Twenty years ago today, I was 10 days away from my 33rd birthday. I was working as the Lifestyles Editor in the newsroom of The Daily Herald. Hard news wasn’t on my plate.
I was in my little office when someone walked into the newsroom and alerted us to the news of a plane (American Airlines Flight 11) crashing into the North Tower of the World Trade Center in New York.
Everyone in the newsroom stopped and watched the news, thinking this was maybe an accident, until 17 minutes later when another plane (United Airlines Flight 175) crashed into the South Tower.
News reported a third flight, American Airlines Flight 77, was hijacked over Ohio, and at 9:37 a.m., it crashed into the west side of the Pentagon in Arlington County, Virginia, causing a partial collapse of the building. The fourth, and final flight, United Airlines Flight 93, was in the direction of Washington, D.C. It did not hit its intended target. Instead it crashed at 10:03 a.m., in a field near Shanksville, Pennsylvania. The plane’s passengers attempted to regain control of the aircraft from the hijackers and diverted the flight from its intended target. Investigators determined that Flight 93’s target was either the White House or the U.S. Capitol.
After an investigation, it was also determined these were a series of four coordinated terrorist attacks by the militant Islamist terrorist group al-Qaida.
Sept. 11, 2001, our country and the world was in shock — the entire Herald staff was in the newsroom, all eyes glued to our television. We then jumped into action.
I reached out to someone I care dearly about to remind me of some of what we did that day. See, I was just a small part of the story, my friend Susan Shaw-Snow was news editor at the time and was running the show. We were almost done with the front page for the day, waiting on one story. We changed course in mid-stream.
Susan directed one of our reporters to call Reuters to get photos for use in our paper. The woman in New York yelled into the phone, “Use it! Use it! The whole damn town is burning down. I don’t care. Use it.”
Susan recalled, “Sports went out to get man on the street, advertising was talking to people in New York, and somebody was on phone with our Chamber members who were in Washington, D.C., across from the Pentagon as they were supposed to meet with Jesse Helms. The meeting was canceled, and we were talking to them as they were leaving D.C. Advertising Manager Patsy Ferguson’s son and daughter dropped their daughter off at daycare, and she cried because they were not at their jobs in the towers. Joey White’s uncle worked across the street from the towers, and he was on the phone with him. I remember like it was yesterday. The whole building, including a pressman, helped gather news.”
Things started coming back to me while we spoke. This great team worked together — everyone in the building — to put a heck of a paper together that day. And the coverage continued for a long time, as we found out that Todd Beamer, who died on United Airlines Flight 93, had grandparents who lived at Lake Gaston.
According to news reports, through phone calls Todd made, he was eventually on a call with airphone supervisor Lisa Jefferson, with FBI agents listening in.

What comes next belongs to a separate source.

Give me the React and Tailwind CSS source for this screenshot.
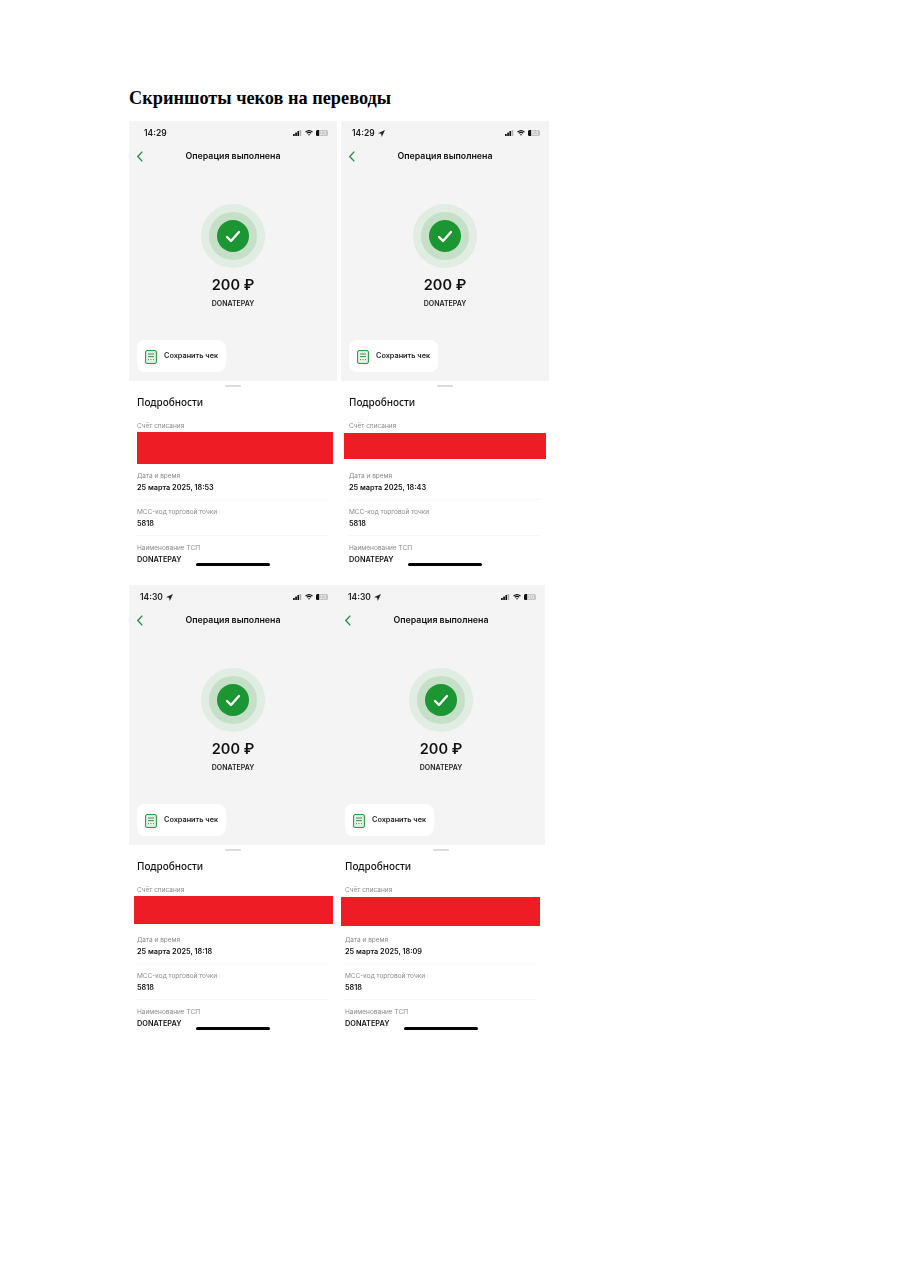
const Signal = () => (
  <svg width="9" height="6" viewBox="0 0 9 6" fill="#111">
    <rect x="0" y="4" width="1.7" height="2" />
    <rect x="2.2" y="2.6" width="1.7" height="3.4" />
    <rect x="4.4" y="1" width="1.7" height="5" />
    <rect x="6.6" y="0" width="1.7" height="6" fill="#b5b5b5" />
  </svg>
);

const Wifi = () => (
  <svg width="8" height="6" viewBox="0 0 8 6" fill="none" stroke="#111" strokeWidth="1.1">
    <path d="M0.5 2 Q4 -0.8 7.5 2" />
    <path d="M1.8 3.3 Q4 1.5 6.2 3.3" />
    <path d="M4 5.8 L2.9 4.6 Q4 3.8 5.1 4.6 Z" fill="#111" stroke="none" />
  </svg>
);

const Battery = ({ level }) => (
  <div className="w-[12px] h-[6px] rounded-[1.5px] bg-[#c4c4c4] relative overflow-hidden flex items-center justify-center">
    <div className="absolute left-0 top-0 bottom-0 w-[3px] bg-[#111]" />
    <span className="relative text-[5px] leading-none text-[#f2f2f2] font-semibold pl-[2px]">{level}</span>
  </div>
);

const Arrow = () => (
  <svg width="7" height="7" viewBox="0 0 6 6" fill="#222">
    <path d="M6 0 L0 2.8 L2.7 3.3 L3.2 6 Z" />
  </svg>
);

const Chevron = () => (
  <svg width="6" height="11" viewBox="0 0 6 11" fill="none" stroke="#2f8f4a" strokeWidth="1.4">
    <path d="M5.3 0.6 L0.8 5.5 L5.3 10.4" />
  </svg>
);

const ReceiptIcon = () => (
  <svg width="12" height="14" viewBox="0 0 12 14" fill="#e4f3e6" stroke="#1e9236" strokeWidth="1">
    <rect x="0.6" y="0.6" width="10.8" height="12.8" rx="1.4" />
    <path d="M3 4 H9 M3 6.6 H9" strokeWidth="0.9" />
    <path d="M3 9.6 H4 M5.5 9.6 H6.5 M8 9.6 H9" strokeWidth="0.9" />
  </svg>
);

const Check = () => (
  <svg width="16" height="13" viewBox="0 0 16 13" fill="none" stroke="#ffffff" strokeWidth="2.3" strokeLinecap="round" strokeLinejoin="round">
    <path d="M2 7 L6 11 L14 2" />
  </svg>
);

const Field = ({ label, value }) => (
  <div>
    <div className="text-[6.5px] leading-[11px] text-[#8a8a8a]">{label}</div>
    <div className="text-[7.3px] leading-[12px] font-semibold text-[#111]">{value}</div>
  </div>
);

const Phone = ({ time, arrow, timeClass, level, date, redClass }) => (
  <div className="relative w-[208px] h-[455px] bg-white flex flex-col font-['Inter',sans-serif] blur-[0.25px]">
    <div className="h-[260px] bg-[#f4f4f4] flex flex-col shrink-0">
      <div className={`h-[24px] flex items-center justify-between pr-[9px] ${timeClass}`}>
        <div className="flex items-center gap-[3px] text-[8.5px] font-semibold text-[#222]">
          <span>{time}</span>
          {arrow && <Arrow />}
        </div>
        <div className="flex items-center gap-[3px]">
          <Signal />
          <Wifi />
          <Battery level={level} />
        </div>
      </div>
      <div className="h-[22px] grid grid-cols-[1fr_auto_1fr] items-center pl-[8px]">
        <Chevron />
        <div className="text-[8.8px] font-semibold text-[#111] -ml-[8px]">Операция выполнена</div>
        <div />
      </div>
      <div className="mt-[37px] w-[64px] h-[64px] mx-auto rounded-full bg-[#e1ece2] flex items-center justify-center">
        <div className="w-[48px] h-[48px] rounded-full bg-[#c5dfc9] flex items-center justify-center">
          <div className="w-[32px] h-[32px] rounded-full bg-[#1c9632] flex items-center justify-center">
            <Check />
          </div>
        </div>
      </div>
      <div className="mt-[5px] text-[14.5px] leading-[24px] font-semibold text-[#111] text-center">200 ₽</div>
      <div className="mt-[2px] text-[7px] leading-[10px] font-semibold text-[#222] text-center">DONATEPAY</div>
      <div className="mt-[31px] ml-[8px] w-[89px] h-[32px] rounded-lg bg-white flex items-center gap-[7px] pl-[8px] pt-[1px]">
        <ReceiptIcon />
        <span className="text-[7.3px] font-semibold text-[#222] whitespace-nowrap">Сохранить чек</span>
      </div>
    </div>
    <div className="mt-[4px] mx-auto w-[16px] h-[2px] rounded-full bg-[#dcdcdc] shrink-0" />
    <div className="pl-[8px] pr-[8px]">
      <div className="mt-[8px] text-[10px] leading-[14px] font-medium text-[#111] font-['Noto_Sans',sans-serif]">Подробности</div>
      <div className="mt-[12px] text-[6.5px] leading-[10px] text-[#8a8a8a]">Счёт списания</div>
      <div className="h-[40px] -mx-[8px] flex flex-col">
        <div className={`bg-[#ee1c25] ${redClass}`} />
      </div>
      <Field label="Дата и время" value={date} />
      <div className="mt-[5px] h-px bg-[#f6f6f6]" />
      <div className="mt-[7px]">
        <Field label="MCC-код торговой точки" value="5818" />
      </div>
      <div className="mt-[5px] h-px bg-[#f6f6f6]" />
      <div className="mt-[7px]">
        <Field label="Наименование ТСП" value="DONATEPAY" />
      </div>
    </div>
    <div className="absolute left-[67px] top-[442px] w-[74px] h-[3px] rounded-full bg-black" />
  </div>
);

export default function App() {
  return (
    <div className="w-[905px] h-[1280px] bg-white pl-[129px] pt-[87px]">
      <h1 className="h-[34px] text-[18.3px] leading-[22px] font-bold text-black font-['Liberation_Serif',serif]">
        Скриншоты чеков на переводы
      </h1>
      <div className="flex gap-[4px]">
        <Phone time="14:29" timeClass="pl-[15px]" level="23" date="25 марта 2025, 18:53" redClass="ml-[8px] w-[196px] h-[32px] mt-[1px]" />
        <Phone time="14:29" arrow timeClass="pl-[11px]" level="53" date="25 марта 2025, 18:43" redClass="ml-[3px] w-[202px] h-[26px] mt-[2px]" />
      </div>
      <div className="flex mt-[9px]">
        <Phone time="14:30" arrow timeClass="pl-[11px]" level="23" date="25 марта 2025, 18:18" redClass="ml-[5px] w-[199px] h-[28px] mt-[1px]" />
        <Phone time="14:30" arrow timeClass="pl-[11px]" level="20" date="25 марта 2025, 18:09" redClass="ml-[4px] w-[199px] h-[29px] mt-[2px]" />
      </div>
    </div>
  );
}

He informed them that hijackers had taken over United 93, and that one passenger had been killed. He also stated that two of the hijackers had knives, and that one appeared to have a bomb strapped around his waist. When the hijackers veered the plane sharply south, Beamer exclaimed, “We’re going down! We’re going down!”

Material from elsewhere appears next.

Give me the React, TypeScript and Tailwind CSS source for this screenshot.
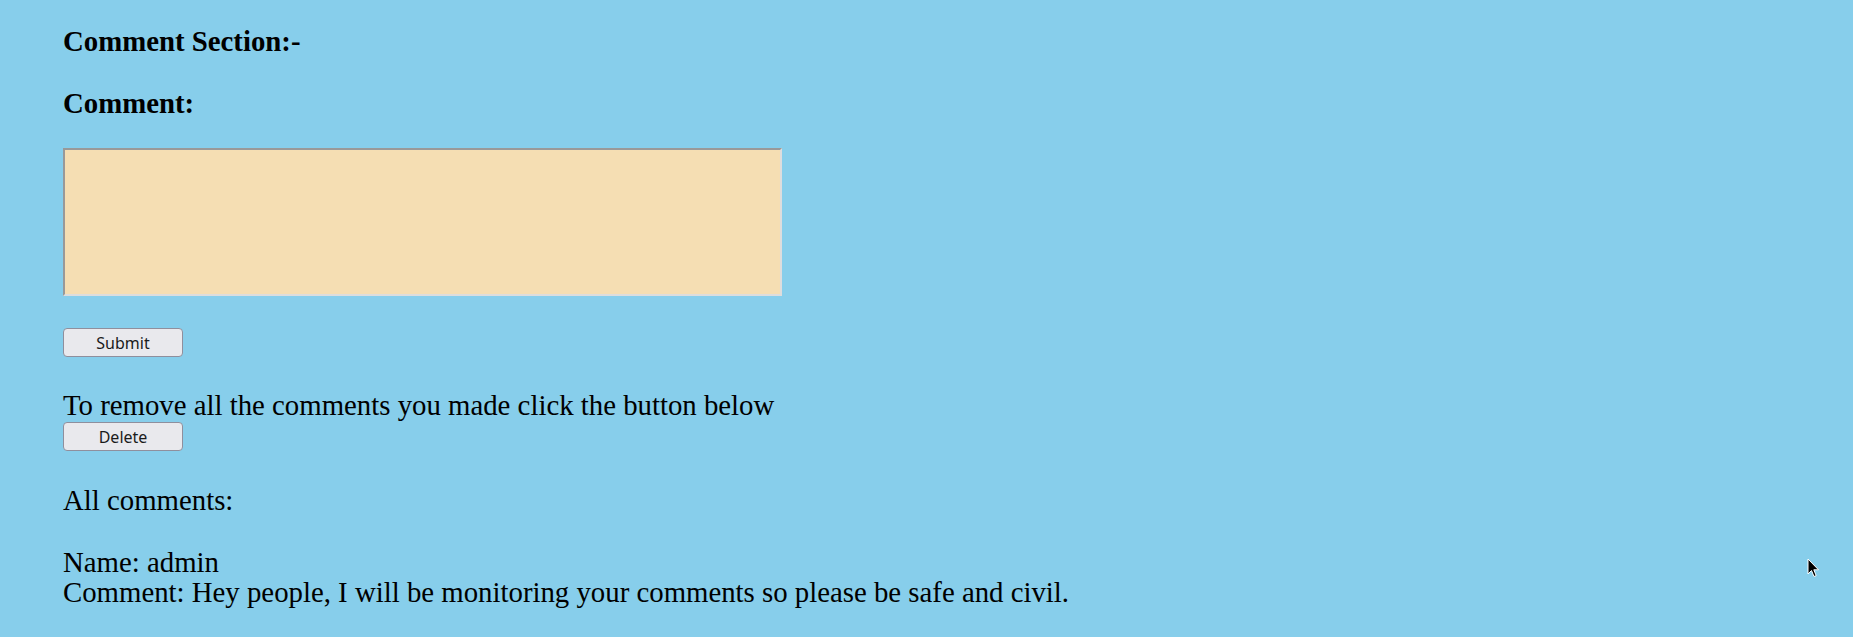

Following this, the passengers and flight crew decided to act. According to accounts of cell phone conversations, they formed a plan to take the plane back from the hijackers. Beamer told Jefferson the group was planning to “jump on” the hijackers and fly the plane into the ground before the hijackers’ plan could be followed through. Beamer recited the Lord’s Prayer and the 23rd Psalm with Jefferson, prompting others to join in. Beamer requested of Jefferson, “If I don’t make it, please call my family and let them know how much I love them.” After this, Jefferson heard muffled voices and Beamer clearly answering, “Are you ready? OK. Let’s roll.” And those were his last words.
In our continued coverage of 9/11, reporter Brien Boyce interviewed Todd’s grandparents for a follow-up story.
“Mostly, I remember Brien interviewing John Beamer about their grandson days later,” Susan said. “I was going to sit in and he broke my heart. Up to that point I’d held it together. He broke my heart and I had to leave because I broke down.”
There are so many sad stories. I cried Friday morning listening to stories from some of the children of those who died that day.
But the most positive thing I remember from that day — because I still have it — is the T-shirts made by the Halifax County Firefighters Association with a drawing by Mike Haislip. The shirt was sold to raise money to help the New York City Fire Department. Later, they visited in person to ladder 11 to present those funds.
I told Susan I was going to talk about how much kinder people were for months — even years — following that day. She pointed out that it was more than kindness.
“They were not kinder Tia, they were unified. Unity. We WERE the UNITED states of America. Today we are nowhere near that.”
I agree with what she said: We are fighting a pandemic that has killed so many and we can’t get 80 million people to take a safe vaccine or wear a mask.
My thoughts? You would think 20 years later, we would have learned our lesson: Unity does make us better human beings and a better United States of America. Can’t we get back to that?